## Recorded data
============

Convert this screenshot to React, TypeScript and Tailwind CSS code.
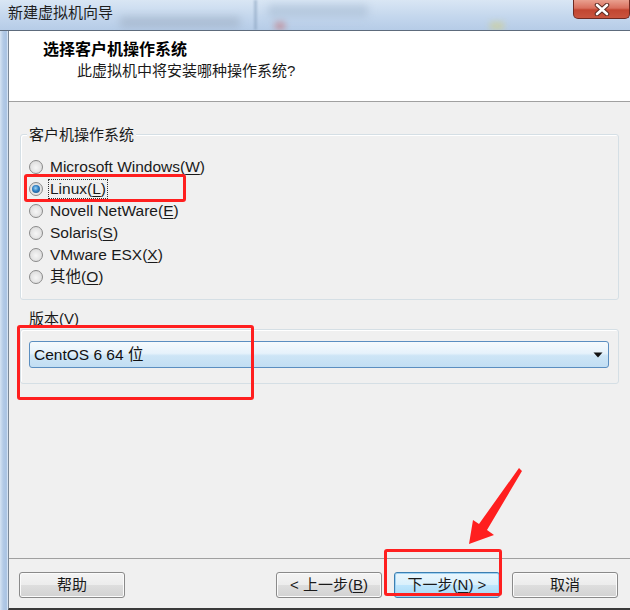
import React from "react";

const F = "font-['Liberation_Sans','Noto_Sans_CJK_SC',sans-serif]";

function Mn({ pre, k, post }: { pre: string; k: string; post: string }) {
  return (
    <>
      {pre}
      <span className="underline underline-offset-2">{k}</span>
      {post}
    </>
  );
}

function Radio({ checked }: { checked?: boolean }) {
  return (
    <span className="w-[14px] h-[14px] rounded-full border border-[#8a8a8a] bg-[radial-gradient(circle_at_50%_55%,#f6f6f6_0%,#e2e2e2_60%,#cfcfcf_100%)] flex items-center justify-center shrink-0">
      {checked && (
        <span className="w-[8px] h-[8px] rounded-full bg-[radial-gradient(circle_at_45%_40%,#9fd6f7_0%,#2f7fc2_45%,#124a82_100%)]" />
      )}
    </span>
  );
}

function Btn({ children, primary }: { children: React.ReactNode; primary?: boolean }) {
  return (
    <div
      className={
        "w-[106px] h-[26px] rounded-[3px] border flex items-center justify-center text-[15px] text-[#1a1a1a] " +
        (primary
          ? "border-[#3c7fb1] bg-[linear-gradient(180deg,#eaf6fd_0%,#d9f0fc_50%,#bee6fd_50%,#a7d9f5_100%)] shadow-[inset_0_0_0_1px_#9fd2f3]"
          : "border-[#8a8a8a] bg-[linear-gradient(180deg,#f4f4f4_0%,#ececec_50%,#dedede_50%,#d2d2d2_100%)] shadow-[inset_0_0_0_1px_#fbfbfb]")
      }
    >
      {children}
    </div>
  );
}

export default function App() {
  const radios: { pre: string; k: string; post: string; checked?: boolean }[] = [
    { pre: "Microsoft Windows(", k: "W", post: ")" },
    { pre: "Linux(", k: "L", post: ")", checked: true },
    { pre: "Novell NetWare(", k: "E", post: ")" },
    { pre: "Solaris(", k: "S", post: ")" },
    { pre: "VMware ESX(", k: "X", post: ")" },
    { pre: "其他(", k: "O", post: ")" },
  ];
  return (
    <div className={"relative w-[630px] h-[610px] overflow-hidden flex flex-col bg-[#f0f0f0] " + F}>
      {/* title bar */}
      <div className="relative h-[31px] shrink-0 border-b border-[#5d6b7c] bg-[linear-gradient(180deg,#d9e6f4_0%,#c4d7ed_55%,#b6cce7_100%)] flex items-start justify-between overflow-hidden">
        {/* blurred glass background */}
        <div className="absolute left-[120px] top-[17px] w-[120px] h-[10px] bg-[#8a98aa] opacity-40 blur-[4px]" />
        <div className="absolute left-[254px] top-0 w-[3px] h-[30px] bg-[#8ea6c2] opacity-60 blur-[1px]" />
        <div className="absolute left-[268px] top-[5px] w-[100px] h-[12px] bg-[#9fb4cc] opacity-50 blur-[4px]" />
        <div className="absolute left-[275px] top-[22px] w-[10px] h-[8px] bg-[#c86060] opacity-50 blur-[3px]" />
        <div className="absolute left-[490px] top-[22px] w-[14px] h-[8px] bg-[#d8d070] opacity-50 blur-[3px]" />
        <div className="relative pl-[8px] pt-[3px] leading-[20px] text-[15px] text-[#1e1e1e]">新建虚拟机向导</div>
        <div className="relative w-[57px] h-[19px] rounded-b-[5px] border border-t-0 border-[#6e2a22] bg-[linear-gradient(180deg,#e9a08f_0%,#d9705e_45%,#c24631_55%,#c9553f_100%)] flex items-center justify-center">
          <svg width="16" height="13" viewBox="0 0 16 13">
            <path d="M3 2 L13 11 M13 2 L3 11" stroke="#5a2a22" strokeWidth="4.5" strokeLinecap="round" />
            <path d="M3 2 L13 11 M13 2 L3 11" stroke="#ffffff" strokeWidth="2.6" strokeLinecap="round" />
          </svg>
        </div>
      </div>

      <div className="flex-1 flex">
        {/* left frame */}
        <div className="w-[8px] shrink-0 bg-[linear-gradient(90deg,#d5e3f3_0%,#b3cae6_40%,#a9c3e3_80%,#e8f0f9_100%)]" />
        {/* content */}
        <div className="flex-1 flex flex-col border-l border-[#7a8796] border-b-2 border-b-[#3a3a3a]">
          {/* header */}
          <div className="h-[71px] shrink-0 bg-white border-b border-[#a0a0a0] pl-[34px] pt-[8px]">
            <div className="leading-[22px] text-[16px] font-bold text-black">选择客户机操作系统</div>
            <div className="pl-[34px] leading-[20px] text-[15px] text-[#1a1a1a]">此虚拟机中将安装哪种操作系统?</div>
          </div>

          {/* body */}
          <div className="flex-1 flex flex-col px-[11px] pr-[11px]">
            {/* group 1 */}
            <div className="relative mt-[32px] border border-[#d5dfe5] rounded-[3px] shadow-[inset_1px_1px_0_#ffffff] pt-[21px] pb-[11px] pl-[8px]">
              <span className="absolute left-[6px] -top-[10px] px-[2px] leading-[20px] text-[15px] text-[#1a1a1a] bg-[#f0f0f0]">
                客户机操作系统
              </span>
              {radios.map((r, i) => (
                <div key={i} className="h-[22px] flex items-center gap-[5px] text-[15.5px] text-[#1a1a1a]">
                  <Radio checked={r.checked} />
                  <span
                    className={
                      "leading-[18px] border px-[1px] " +
                      (r.checked ? "border-dotted border-[#333]" : "border-transparent")
                    }
                  >
                    <Mn pre={r.pre} k={r.k} post={r.post} />
                  </span>
                </div>
              ))}
            </div>

            {/* group 2 */}
            <div className="relative mt-[29px] border border-[#d5dfe5] rounded-[3px] shadow-[inset_1px_1px_0_#ffffff] pt-[11px] pb-[15px] pl-[8px] pr-[9px]">
              <span className="absolute left-[6px] -top-[21px] px-[2px] leading-[20px] text-[15px] text-[#1a1a1a] bg-[#f0f0f0]">
                <Mn pre="版本(" k="V" post=")" />
              </span>
              <div className="h-[27px] rounded-[3px] border border-[#5b8ec0] bg-[linear-gradient(180deg,#f5fafd_0%,#e6f2fb_45%,#cde5f6_55%,#c2def3_100%)] flex items-center justify-between pl-[4px] pr-[4px]">
                <span className="text-[15.5px] leading-[20px] text-[#111]">CentOS 6 64 位</span>
                <svg width="10" height="6" viewBox="0 0 10 6" className="mr-[1px]">
                  <path d="M0.5 0.5 H9.5 L5 5.5 Z" fill="#111" />
                </svg>
              </div>
            </div>

            <div className="flex-1" />
          </div>

          {/* bottom */}
          <div className="shrink-0 border-t border-[#a0a0a0] pt-[13px] pb-[10px] flex items-center pl-[10px] pr-[12px] gap-[12px]">
            <Btn>帮助</Btn>
            <div className="flex-1" />
            <Btn>
              &lt; 上一步(<span className="underline underline-offset-2">B</span>)
            </Btn>
            <Btn primary>
              下一步(<span className="underline underline-offset-2">N</span>) &gt;
            </Btn>
            <Btn>取消</Btn>
          </div>
        </div>
      </div>

      {/* red annotations */}
      <div className="absolute left-[24px] top-[174px] w-[162px] h-[28px] border-[3px] border-[#ff1f1f] rounded-[3px] pointer-events-none" />
      <div className="absolute left-[17px] top-[325px] w-[237px] h-[75px] border-[3px] border-[#ff1f1f] rounded-[3px] pointer-events-none" />
      <div className="absolute left-[384px] top-[549px] w-[118px] h-[47px] border-[3px] border-[#ff1f1f] rounded-[3px] pointer-events-none" />
      <svg className="absolute left-0 top-0 pointer-events-none" width="630" height="610" viewBox="0 0 630 610">
        <polygon points="469,544 473,520 479,524 519,468 522,471 487,530 494,535" fill="#ff1f1f" />
      </svg>
    </div>
  );
}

============

Transcribe the whole listing exactly. Pictures are excluded.

Convert this screenshot to React, TypeScript and Tailwind CSS code.
import React from "react";

const F = "font-['Liberation_Sans','Noto_Sans_CJK_SC',sans-serif]";

function Mn({ pre, k, post }: { pre: string; k: string; post: string }) {
  return (
    <>
      {pre}
      <span className="underline underline-offset-2">{k}</span>
      {post}
    </>
  );
}

function Radio({ checked }: { checked?: boolean }) {
  return (
    <span className="w-[14px] h-[14px] rounded-full border border-[#8a8a8a] bg-[radial-gradient(circle_at_50%_55%,#f6f6f6_0%,#e2e2e2_60%,#cfcfcf_100%)] flex items-center justify-center shrink-0">
      {checked && (
        <span className="w-[8px] h-[8px] rounded-full bg-[radial-gradient(circle_at_45%_40%,#9fd6f7_0%,#2f7fc2_45%,#124a82_100%)]" />
      )}
    </span>
  );
}

function Btn({ children, primary }: { children: React.ReactNode; primary?: boolean }) {
  return (
    <div
      className={
        "w-[106px] h-[26px] rounded-[3px] border flex items-center justify-center text-[15px] text-[#1a1a1a] " +
        (primary
          ? "border-[#3c7fb1] bg-[linear-gradient(180deg,#eaf6fd_0%,#d9f0fc_50%,#bee6fd_50%,#a7d9f5_100%)] shadow-[inset_0_0_0_1px_#9fd2f3]"
          : "border-[#8a8a8a] bg-[linear-gradient(180deg,#f4f4f4_0%,#ececec_50%,#dedede_50%,#d2d2d2_100%)] shadow-[inset_0_0_0_1px_#fbfbfb]")
      }
    >
      {children}
    </div>
  );
}

export default function App() {
  const radios: { pre: string; k: string; post: string; checked?: boolean }[] = [
    { pre: "Microsoft Windows(", k: "W", post: ")" },
    { pre: "Linux(", k: "L", post: ")", checked: true },
    { pre: "Novell NetWare(", k: "E", post: ")" },
    { pre: "Solaris(", k: "S", post: ")" },
    { pre: "VMware ESX(", k: "X", post: ")" },
    { pre: "其他(", k: "O", post: ")" },
  ];
  return (
    <div className={"relative w-[630px] h-[610px] overflow-hidden flex flex-col bg-[#f0f0f0] " + F}>
      {/* title bar */}
      <div className="relative h-[31px] shrink-0 border-b border-[#5d6b7c] bg-[linear-gradient(180deg,#d9e6f4_0%,#c4d7ed_55%,#b6cce7_100%)] flex items-start justify-between overflow-hidden">
        {/* blurred glass background */}
        <div className="absolute left-[120px] top-[17px] w-[120px] h-[10px] bg-[#8a98aa] opacity-40 blur-[4px]" />
        <div className="absolute left-[254px] top-0 w-[3px] h-[30px] bg-[#8ea6c2] opacity-60 blur-[1px]" />
        <div className="absolute left-[268px] top-[5px] w-[100px] h-[12px] bg-[#9fb4cc] opacity-50 blur-[4px]" />
        <div className="absolute left-[275px] top-[22px] w-[10px] h-[8px] bg-[#c86060] opacity-50 blur-[3px]" />
        <div className="absolute left-[490px] top-[22px] w-[14px] h-[8px] bg-[#d8d070] opacity-50 blur-[3px]" />
        <div className="relative pl-[8px] pt-[3px] leading-[20px] text-[15px] text-[#1e1e1e]">新建虚拟机向导</div>
        <div className="relative w-[57px] h-[19px] rounded-b-[5px] border border-t-0 border-[#6e2a22] bg-[linear-gradient(180deg,#e9a08f_0%,#d9705e_45%,#c24631_55%,#c9553f_100%)] flex items-center justify-center">
          <svg width="16" height="13" viewBox="0 0 16 13">
            <path d="M3 2 L13 11 M13 2 L3 11" stroke="#5a2a22" strokeWidth="4.5" strokeLinecap="round" />
            <path d="M3 2 L13 11 M13 2 L3 11" stroke="#ffffff" strokeWidth="2.6" strokeLinecap="round" />
          </svg>
        </div>
      </div>

      <div className="flex-1 flex">
        {/* left frame */}
        <div className="w-[8px] shrink-0 bg-[linear-gradient(90deg,#d5e3f3_0%,#b3cae6_40%,#a9c3e3_80%,#e8f0f9_100%)]" />
        {/* content */}
        <div className="flex-1 flex flex-col border-l border-[#7a8796] border-b-2 border-b-[#3a3a3a]">
          {/* header */}
          <div className="h-[71px] shrink-0 bg-white border-b border-[#a0a0a0] pl-[34px] pt-[8px]">
            <div className="leading-[22px] text-[16px] font-bold text-black">选择客户机操作系统</div>
            <div className="pl-[34px] leading-[20px] text-[15px] text-[#1a1a1a]">此虚拟机中将安装哪种操作系统?</div>
          </div>

          {/* body */}
          <div className="flex-1 flex flex-col px-[11px] pr-[11px]">
            {/* group 1 */}
            <div className="relative mt-[32px] border border-[#d5dfe5] rounded-[3px] shadow-[inset_1px_1px_0_#ffffff] pt-[21px] pb-[11px] pl-[8px]">
              <span className="absolute left-[6px] -top-[10px] px-[2px] leading-[20px] text-[15px] text-[#1a1a1a] bg-[#f0f0f0]">
                客户机操作系统
              </span>
              {radios.map((r, i) => (
                <div key={i} className="h-[22px] flex items-center gap-[5px] text-[15.5px] text-[#1a1a1a]">
                  <Radio checked={r.checked} />
                  <span
                    className={
                      "leading-[18px] border px-[1px] " +
                      (r.checked ? "border-dotted border-[#333]" : "border-transparent")
                    }
                  >
                    <Mn pre={r.pre} k={r.k} post={r.post} />
                  </span>
                </div>
              ))}
            </div>

            {/* group 2 */}
            <div className="relative mt-[29px] border border-[#d5dfe5] rounded-[3px] shadow-[inset_1px_1px_0_#ffffff] pt-[11px] pb-[15px] pl-[8px] pr-[9px]">
              <span className="absolute left-[6px] -top-[21px] px-[2px] leading-[20px] text-[15px] text-[#1a1a1a] bg-[#f0f0f0]">
                <Mn pre="版本(" k="V" post=")" />
              </span>
              <div className="h-[27px] rounded-[3px] border border-[#5b8ec0] bg-[linear-gradient(180deg,#f5fafd_0%,#e6f2fb_45%,#cde5f6_55%,#c2def3_100%)] flex items-center justify-between pl-[4px] pr-[4px]">
                <span className="text-[15.5px] leading-[20px] text-[#111]">CentOS 6 64 位</span>
                <svg width="10" height="6" viewBox="0 0 10 6" className="mr-[1px]">
                  <path d="M0.5 0.5 H9.5 L5 5.5 Z" fill="#111" />
                </svg>
              </div>
            </div>

            <div className="flex-1" />
          </div>

          {/* bottom */}
          <div className="shrink-0 border-t border-[#a0a0a0] pt-[13px] pb-[10px] flex items-center pl-[10px] pr-[12px] gap-[12px]">
            <Btn>帮助</Btn>
            <div className="flex-1" />
            <Btn>
              &lt; 上一步(<span className="underline underline-offset-2">B</span>)
            </Btn>
            <Btn primary>
              下一步(<span className="underline underline-offset-2">N</span>) &gt;
            </Btn>
            <Btn>取消</Btn>
          </div>
        </div>
      </div>

      {/* red annotations */}
      <div className="absolute left-[24px] top-[174px] w-[162px] h-[28px] border-[3px] border-[#ff1f1f] rounded-[3px] pointer-events-none" />
      <div className="absolute left-[17px] top-[325px] w-[237px] h-[75px] border-[3px] border-[#ff1f1f] rounded-[3px] pointer-events-none" />
      <div className="absolute left-[384px] top-[549px] w-[118px] h-[47px] border-[3px] border-[#ff1f1f] rounded-[3px] pointer-events-none" />
      <svg className="absolute left-0 top-0 pointer-events-none" width="630" height="610" viewBox="0 0 630 610">
        <polygon points="469,544 473,520 479,524 519,468 522,471 487,530 494,535" fill="#ff1f1f" />
      </svg>
    </div>
  );
}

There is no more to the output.